21grammes
Sédentarisé à l’excès, assis sur une chaise la plupart du temps, le dos courbé sur l’écran, l’homme est soucieux de ne pas perdre le rythme d’une société hystérique. Il se déplace avec ses pairs grâce à des moyens de locomotion magnifiques et perfectionnés qui lui assurent d’arriver au plus vite d’un point A à un point B. Le but vise à être rentable de sorte que la quantité considérable de tâches à accomplir chaque jour au travail et dans la vie soit faite à temps pour satisfaire au mieux la déesse performance.
On s’entasse dans des trains, des avions, des bus surchargés, lorsque cela n’est pas notre propre moyen de déplacement qui accélère le temps.
Les corps sont conditionnés, affrétés au profit du temps social de la communauté qui sue de ce mouvement finalement sclérosant.
La perception de notre corps en est brouillée.
Nous ne nous écoutons plus. Nous émettons sans cesse via les réseaux dits sociaux et autres piaillements. Une loghorrée permanente inonde et englue la mobilité physique et mentale au profit d’un gigantesque magma d’informations.

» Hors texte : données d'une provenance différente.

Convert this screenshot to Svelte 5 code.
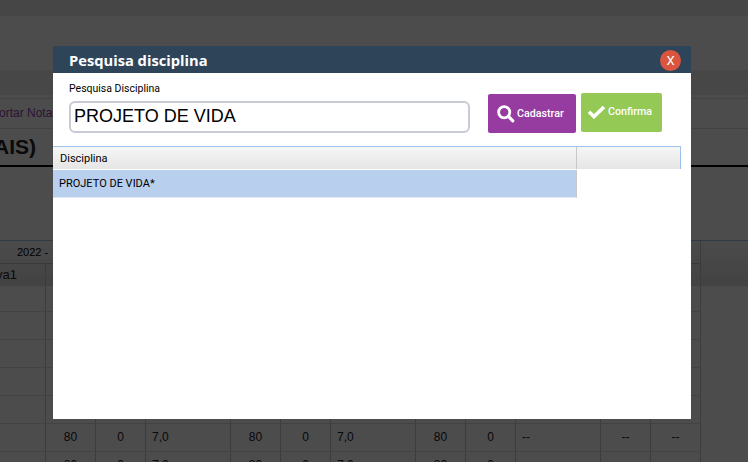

Quid de notre façon de toucher, de voir, d’entendre, de bouger ?
Quid de notre sensitivité et de notre perception de l’autre, de ce qui nous entoure?
Pierre Rabhi * parle justement d’ «une machine qui harcèle le citoyen et distille en lui une insidieuse anxiété, le tétanisant, infligeant raideur et douleur à un corps sans cesse malmené par ses desideratas quotidiens: du haut en bas de la hierarchie sociale, ce ne sont qu’êtres, dont la vie est jusqu’à son terme, dévolue à la productivité.»
Danser devient alors un acte de résistance.
Le corps est mis à l’épreuve d’une autre temporalité, d’une autre durée.
Casser le rythme, exploser les répères normatifs, retrouver le souffle et l’élan.
N.Artufel
*in Vers la sobriété heureuse . Actes Sud 2010.